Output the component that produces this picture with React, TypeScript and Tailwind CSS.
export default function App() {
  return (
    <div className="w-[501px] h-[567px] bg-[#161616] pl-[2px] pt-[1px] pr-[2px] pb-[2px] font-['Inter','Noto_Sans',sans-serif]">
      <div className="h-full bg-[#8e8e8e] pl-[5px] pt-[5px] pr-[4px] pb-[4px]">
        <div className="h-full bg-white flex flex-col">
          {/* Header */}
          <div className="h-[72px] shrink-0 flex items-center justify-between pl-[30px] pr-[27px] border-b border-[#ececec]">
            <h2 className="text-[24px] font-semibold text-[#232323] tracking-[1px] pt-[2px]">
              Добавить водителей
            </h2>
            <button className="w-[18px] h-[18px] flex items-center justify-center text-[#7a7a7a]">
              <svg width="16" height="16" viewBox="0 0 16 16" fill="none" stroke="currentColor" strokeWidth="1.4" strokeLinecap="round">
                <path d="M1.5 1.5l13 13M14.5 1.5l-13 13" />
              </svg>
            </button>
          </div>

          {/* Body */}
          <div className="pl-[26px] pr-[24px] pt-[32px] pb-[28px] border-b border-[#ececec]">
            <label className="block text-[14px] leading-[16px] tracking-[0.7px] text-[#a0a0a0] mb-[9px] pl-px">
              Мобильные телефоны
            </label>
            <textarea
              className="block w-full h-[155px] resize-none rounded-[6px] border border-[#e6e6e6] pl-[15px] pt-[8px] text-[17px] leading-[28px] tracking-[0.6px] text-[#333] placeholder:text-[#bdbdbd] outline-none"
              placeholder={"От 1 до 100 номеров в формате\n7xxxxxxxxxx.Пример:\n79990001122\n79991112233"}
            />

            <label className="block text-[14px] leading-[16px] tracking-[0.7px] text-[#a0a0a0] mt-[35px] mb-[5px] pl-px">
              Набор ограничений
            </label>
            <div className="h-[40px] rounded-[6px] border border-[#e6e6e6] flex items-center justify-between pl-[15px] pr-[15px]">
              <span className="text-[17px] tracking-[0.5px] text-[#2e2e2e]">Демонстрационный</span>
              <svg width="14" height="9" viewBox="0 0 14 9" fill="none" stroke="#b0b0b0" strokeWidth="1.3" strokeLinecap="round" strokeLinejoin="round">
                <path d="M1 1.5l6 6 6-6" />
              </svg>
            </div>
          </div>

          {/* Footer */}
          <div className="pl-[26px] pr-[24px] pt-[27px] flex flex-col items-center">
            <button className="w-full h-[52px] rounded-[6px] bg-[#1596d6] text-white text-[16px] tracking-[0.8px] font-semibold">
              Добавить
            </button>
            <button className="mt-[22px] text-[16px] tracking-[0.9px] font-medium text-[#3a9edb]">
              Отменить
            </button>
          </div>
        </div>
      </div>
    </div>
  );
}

• • •

## [TASK]
Your task is to output all of the data above word for word.

## [ANSWER TO THE PROBLEM]
Output the component that produces this picture with React, TypeScript and Tailwind CSS.
export default function App() {
  return (
    <div className="w-[501px] h-[567px] bg-[#161616] pl-[2px] pt-[1px] pr-[2px] pb-[2px] font-['Inter','Noto_Sans',sans-serif]">
      <div className="h-full bg-[#8e8e8e] pl-[5px] pt-[5px] pr-[4px] pb-[4px]">
        <div className="h-full bg-white flex flex-col">
          {/* Header */}
          <div className="h-[72px] shrink-0 flex items-center justify-between pl-[30px] pr-[27px] border-b border-[#ececec]">
            <h2 className="text-[24px] font-semibold text-[#232323] tracking-[1px] pt-[2px]">
              Добавить водителей
            </h2>
            <button className="w-[18px] h-[18px] flex items-center justify-center text-[#7a7a7a]">
              <svg width="16" height="16" viewBox="0 0 16 16" fill="none" stroke="currentColor" strokeWidth="1.4" strokeLinecap="round">
                <path d="M1.5 1.5l13 13M14.5 1.5l-13 13" />
              </svg>
            </button>
          </div>

          {/* Body */}
          <div className="pl-[26px] pr-[24px] pt-[32px] pb-[28px] border-b border-[#ececec]">
            <label className="block text-[14px] leading-[16px] tracking-[0.7px] text-[#a0a0a0] mb-[9px] pl-px">
              Мобильные телефоны
            </label>
            <textarea
              className="block w-full h-[155px] resize-none rounded-[6px] border border-[#e6e6e6] pl-[15px] pt-[8px] text-[17px] leading-[28px] tracking-[0.6px] text-[#333] placeholder:text-[#bdbdbd] outline-none"
              placeholder={"От 1 до 100 номеров в формате\n7xxxxxxxxxx.Пример:\n79990001122\n79991112233"}
            />

            <label className="block text-[14px] leading-[16px] tracking-[0.7px] text-[#a0a0a0] mt-[35px] mb-[5px] pl-px">
              Набор ограничений
            </label>
            <div className="h-[40px] rounded-[6px] border border-[#e6e6e6] flex items-center justify-between pl-[15px] pr-[15px]">
              <span className="text-[17px] tracking-[0.5px] text-[#2e2e2e]">Демонстрационный</span>
              <svg width="14" height="9" viewBox="0 0 14 9" fill="none" stroke="#b0b0b0" strokeWidth="1.3" strokeLinecap="round" strokeLinejoin="round">
                <path d="M1 1.5l6 6 6-6" />
              </svg>
            </div>
          </div>

          {/* Footer */}
          <div className="pl-[26px] pr-[24px] pt-[27px] flex flex-col items-center">
            <button className="w-full h-[52px] rounded-[6px] bg-[#1596d6] text-white text-[16px] tracking-[0.8px] font-semibold">
              Добавить
            </button>
            <button className="mt-[22px] text-[16px] tracking-[0.9px] font-medium text-[#3a9edb]">
              Отменить
            </button>
          </div>
        </div>
      </div>
    </div>
  );
}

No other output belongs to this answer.